In the records below, pick out all lines containing the word "this".

### DATA FOR PROCESSING
>> begin

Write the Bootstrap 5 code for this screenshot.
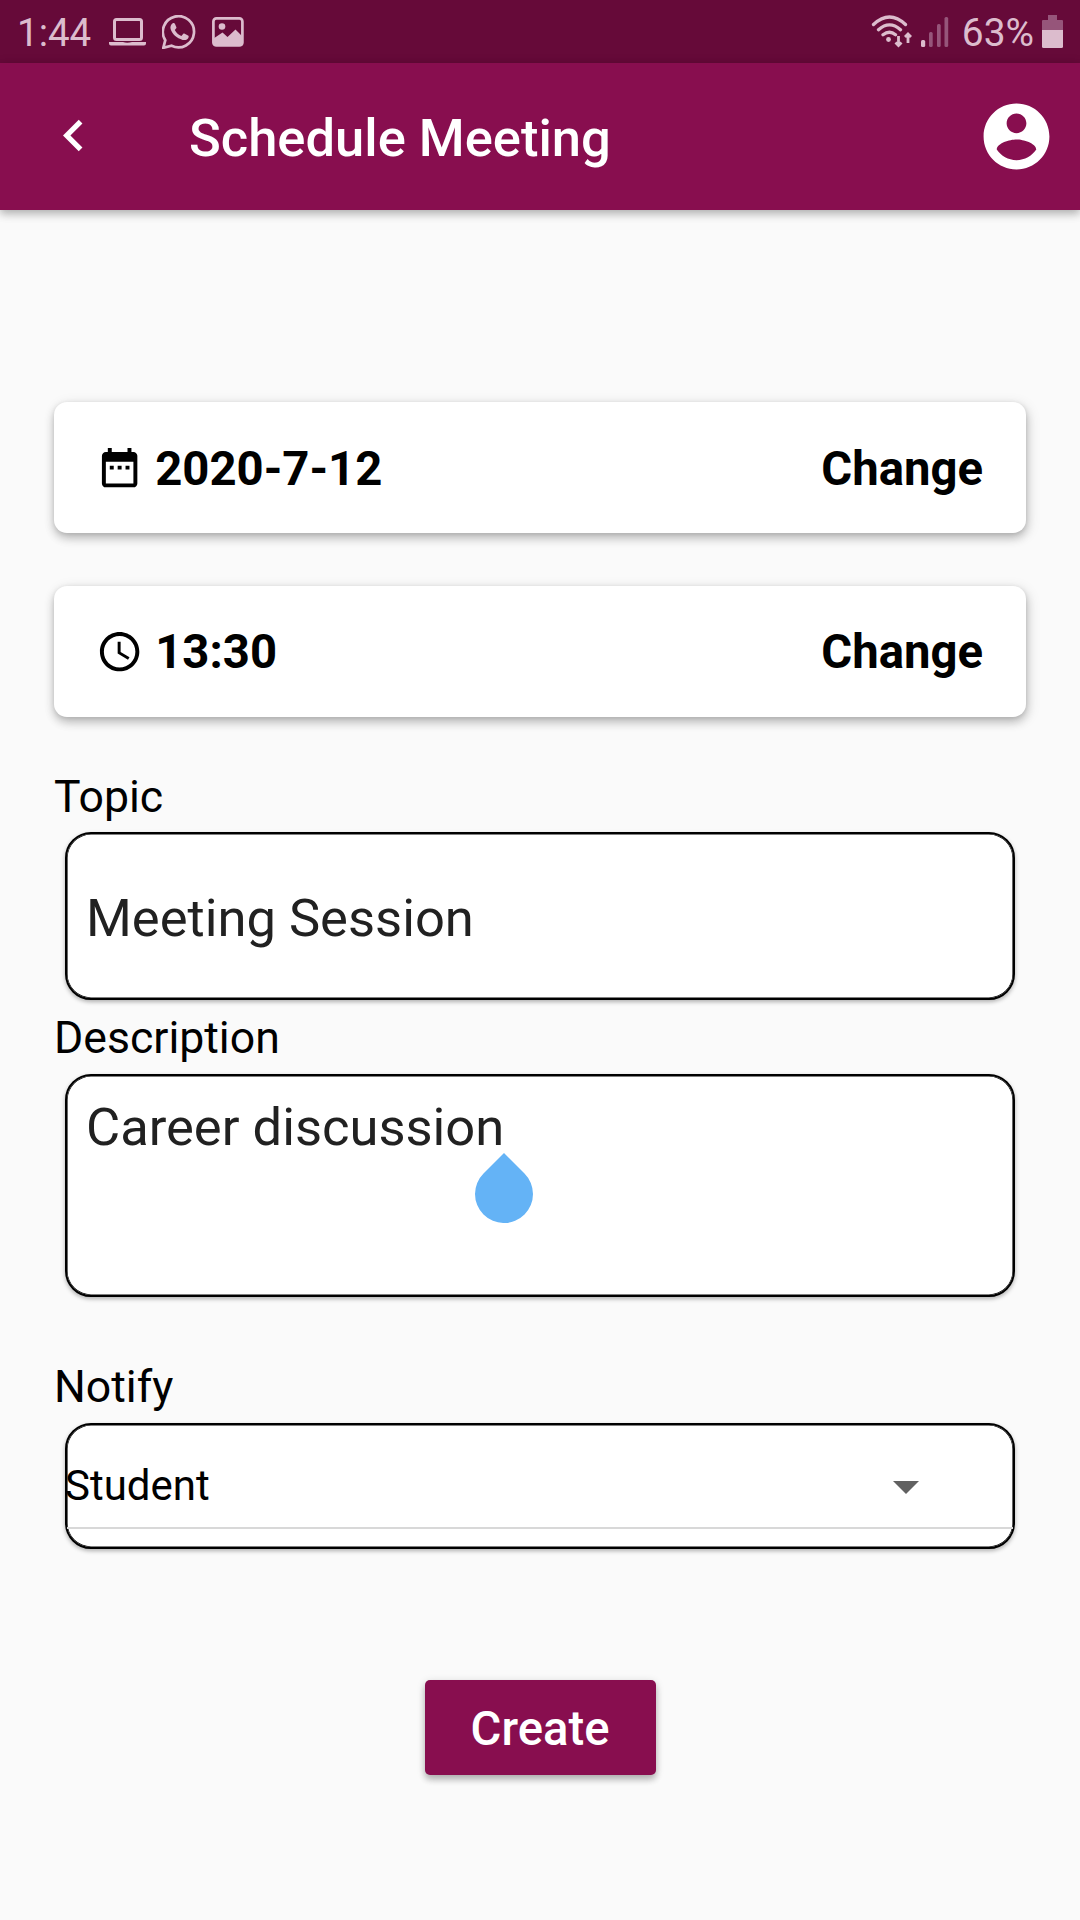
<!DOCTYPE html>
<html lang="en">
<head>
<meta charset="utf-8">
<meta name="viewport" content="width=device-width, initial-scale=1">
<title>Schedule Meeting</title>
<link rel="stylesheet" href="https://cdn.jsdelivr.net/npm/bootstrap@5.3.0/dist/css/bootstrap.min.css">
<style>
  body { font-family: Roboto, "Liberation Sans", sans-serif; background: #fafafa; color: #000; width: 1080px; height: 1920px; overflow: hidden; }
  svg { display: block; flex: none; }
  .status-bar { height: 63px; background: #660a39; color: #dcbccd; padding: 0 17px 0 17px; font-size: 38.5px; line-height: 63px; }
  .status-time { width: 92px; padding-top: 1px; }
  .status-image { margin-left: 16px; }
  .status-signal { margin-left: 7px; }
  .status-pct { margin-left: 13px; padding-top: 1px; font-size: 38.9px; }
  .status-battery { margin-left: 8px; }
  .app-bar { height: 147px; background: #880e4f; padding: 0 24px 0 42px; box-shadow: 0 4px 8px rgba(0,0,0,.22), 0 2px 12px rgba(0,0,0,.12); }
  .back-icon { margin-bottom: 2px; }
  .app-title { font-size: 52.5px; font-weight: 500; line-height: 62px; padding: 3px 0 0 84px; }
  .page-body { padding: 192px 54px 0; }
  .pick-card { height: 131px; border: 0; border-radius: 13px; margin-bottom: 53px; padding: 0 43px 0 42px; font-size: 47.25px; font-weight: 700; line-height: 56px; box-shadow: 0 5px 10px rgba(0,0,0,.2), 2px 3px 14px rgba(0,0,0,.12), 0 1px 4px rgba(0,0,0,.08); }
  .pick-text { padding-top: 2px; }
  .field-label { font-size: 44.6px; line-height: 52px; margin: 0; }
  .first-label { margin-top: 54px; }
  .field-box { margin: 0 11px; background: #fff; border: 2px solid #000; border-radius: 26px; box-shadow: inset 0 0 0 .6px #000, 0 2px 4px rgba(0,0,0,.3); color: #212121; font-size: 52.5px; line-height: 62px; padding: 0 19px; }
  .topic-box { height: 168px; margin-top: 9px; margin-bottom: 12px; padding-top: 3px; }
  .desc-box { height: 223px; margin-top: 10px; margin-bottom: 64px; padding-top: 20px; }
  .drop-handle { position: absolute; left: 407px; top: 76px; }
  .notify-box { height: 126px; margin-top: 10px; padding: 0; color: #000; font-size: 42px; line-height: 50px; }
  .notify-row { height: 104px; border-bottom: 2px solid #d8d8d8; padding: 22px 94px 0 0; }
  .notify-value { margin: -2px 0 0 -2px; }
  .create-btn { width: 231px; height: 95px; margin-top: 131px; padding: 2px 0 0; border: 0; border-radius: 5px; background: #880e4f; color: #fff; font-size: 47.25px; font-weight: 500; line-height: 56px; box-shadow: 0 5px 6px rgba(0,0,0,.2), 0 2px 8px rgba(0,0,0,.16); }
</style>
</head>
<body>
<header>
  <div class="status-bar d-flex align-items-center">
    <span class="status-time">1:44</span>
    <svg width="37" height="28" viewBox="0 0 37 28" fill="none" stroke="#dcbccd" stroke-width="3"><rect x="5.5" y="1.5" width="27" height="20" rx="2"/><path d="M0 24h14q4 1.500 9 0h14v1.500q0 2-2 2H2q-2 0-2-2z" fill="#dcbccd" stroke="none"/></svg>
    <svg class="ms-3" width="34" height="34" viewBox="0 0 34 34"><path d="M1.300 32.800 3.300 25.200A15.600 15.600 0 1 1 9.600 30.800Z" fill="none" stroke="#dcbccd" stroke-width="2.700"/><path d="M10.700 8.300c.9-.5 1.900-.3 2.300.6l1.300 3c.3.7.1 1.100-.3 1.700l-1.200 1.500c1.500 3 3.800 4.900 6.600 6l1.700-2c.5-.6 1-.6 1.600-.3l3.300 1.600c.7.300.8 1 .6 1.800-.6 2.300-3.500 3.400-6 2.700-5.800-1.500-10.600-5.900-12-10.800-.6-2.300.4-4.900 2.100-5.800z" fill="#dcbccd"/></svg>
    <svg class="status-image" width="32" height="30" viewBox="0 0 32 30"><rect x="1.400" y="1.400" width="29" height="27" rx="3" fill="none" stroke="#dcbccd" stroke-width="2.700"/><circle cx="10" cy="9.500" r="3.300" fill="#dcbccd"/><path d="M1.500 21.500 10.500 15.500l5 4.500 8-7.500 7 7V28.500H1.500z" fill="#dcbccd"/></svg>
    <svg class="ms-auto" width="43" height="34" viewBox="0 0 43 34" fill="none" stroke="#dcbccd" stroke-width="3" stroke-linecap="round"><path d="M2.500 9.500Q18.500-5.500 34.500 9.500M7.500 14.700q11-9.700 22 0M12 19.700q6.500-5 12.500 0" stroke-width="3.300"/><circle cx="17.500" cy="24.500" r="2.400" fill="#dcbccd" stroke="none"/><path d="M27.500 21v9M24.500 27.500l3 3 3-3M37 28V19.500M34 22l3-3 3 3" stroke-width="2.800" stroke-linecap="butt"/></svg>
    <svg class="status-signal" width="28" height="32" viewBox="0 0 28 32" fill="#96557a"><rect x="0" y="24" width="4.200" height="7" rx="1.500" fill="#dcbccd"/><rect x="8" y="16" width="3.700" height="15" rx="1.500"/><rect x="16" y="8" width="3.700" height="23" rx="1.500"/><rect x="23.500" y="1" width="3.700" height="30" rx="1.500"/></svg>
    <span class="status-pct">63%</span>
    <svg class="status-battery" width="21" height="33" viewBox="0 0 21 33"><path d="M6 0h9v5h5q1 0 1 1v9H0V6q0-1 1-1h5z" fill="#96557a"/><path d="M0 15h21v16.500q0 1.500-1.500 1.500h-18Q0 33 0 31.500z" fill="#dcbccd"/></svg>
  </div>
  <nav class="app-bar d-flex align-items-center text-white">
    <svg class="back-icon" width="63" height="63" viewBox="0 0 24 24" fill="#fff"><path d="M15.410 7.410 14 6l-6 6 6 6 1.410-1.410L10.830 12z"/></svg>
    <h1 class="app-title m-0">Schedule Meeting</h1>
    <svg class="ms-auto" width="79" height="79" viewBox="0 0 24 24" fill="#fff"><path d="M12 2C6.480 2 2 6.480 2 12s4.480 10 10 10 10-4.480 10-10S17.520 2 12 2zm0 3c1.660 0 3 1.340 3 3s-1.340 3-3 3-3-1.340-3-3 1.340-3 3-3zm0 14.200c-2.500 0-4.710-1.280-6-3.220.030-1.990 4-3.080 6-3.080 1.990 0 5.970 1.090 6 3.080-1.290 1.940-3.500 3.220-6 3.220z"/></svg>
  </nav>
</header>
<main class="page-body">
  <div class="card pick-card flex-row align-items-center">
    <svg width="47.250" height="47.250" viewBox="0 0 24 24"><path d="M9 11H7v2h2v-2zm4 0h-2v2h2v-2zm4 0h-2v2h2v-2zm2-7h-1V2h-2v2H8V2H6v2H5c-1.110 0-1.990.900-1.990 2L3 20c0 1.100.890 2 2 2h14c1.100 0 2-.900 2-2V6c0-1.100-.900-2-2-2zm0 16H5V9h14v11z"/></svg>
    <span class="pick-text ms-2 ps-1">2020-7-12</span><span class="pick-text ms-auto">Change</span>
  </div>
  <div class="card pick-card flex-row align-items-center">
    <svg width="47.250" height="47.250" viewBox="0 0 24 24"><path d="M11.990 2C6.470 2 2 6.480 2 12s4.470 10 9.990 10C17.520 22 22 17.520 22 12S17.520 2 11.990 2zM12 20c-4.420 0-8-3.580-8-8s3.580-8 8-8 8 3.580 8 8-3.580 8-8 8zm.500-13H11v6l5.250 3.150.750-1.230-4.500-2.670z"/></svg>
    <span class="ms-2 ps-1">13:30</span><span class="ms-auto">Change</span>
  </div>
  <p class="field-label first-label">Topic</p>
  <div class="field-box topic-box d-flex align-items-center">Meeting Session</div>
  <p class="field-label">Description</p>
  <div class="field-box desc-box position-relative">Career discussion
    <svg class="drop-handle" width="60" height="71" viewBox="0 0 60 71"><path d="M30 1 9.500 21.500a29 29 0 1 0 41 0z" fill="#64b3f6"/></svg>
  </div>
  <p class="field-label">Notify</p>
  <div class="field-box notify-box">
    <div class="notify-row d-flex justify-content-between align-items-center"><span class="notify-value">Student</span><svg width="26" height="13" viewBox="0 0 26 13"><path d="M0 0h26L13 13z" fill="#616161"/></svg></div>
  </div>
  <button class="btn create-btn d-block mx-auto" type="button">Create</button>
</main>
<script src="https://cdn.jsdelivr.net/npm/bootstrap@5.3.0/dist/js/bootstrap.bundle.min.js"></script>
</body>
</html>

>> end
>> begin

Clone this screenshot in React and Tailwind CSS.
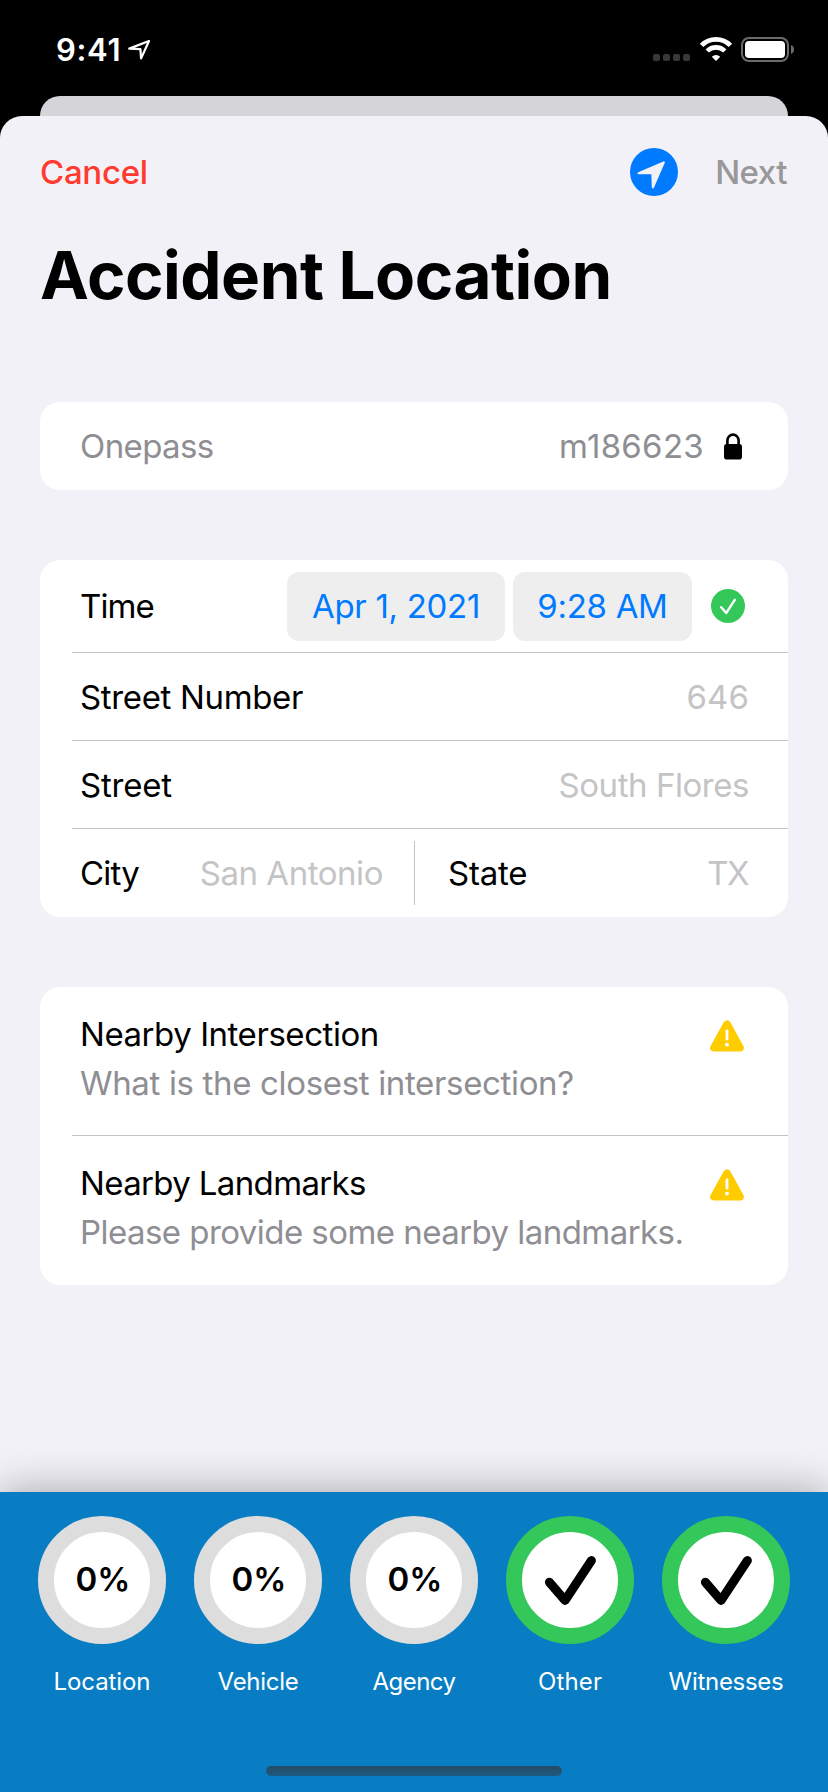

>> end

### THE RESPONSE
Write the Bootstrap 5 code for this screenshot.
Clone this screenshot in React and Tailwind CSS.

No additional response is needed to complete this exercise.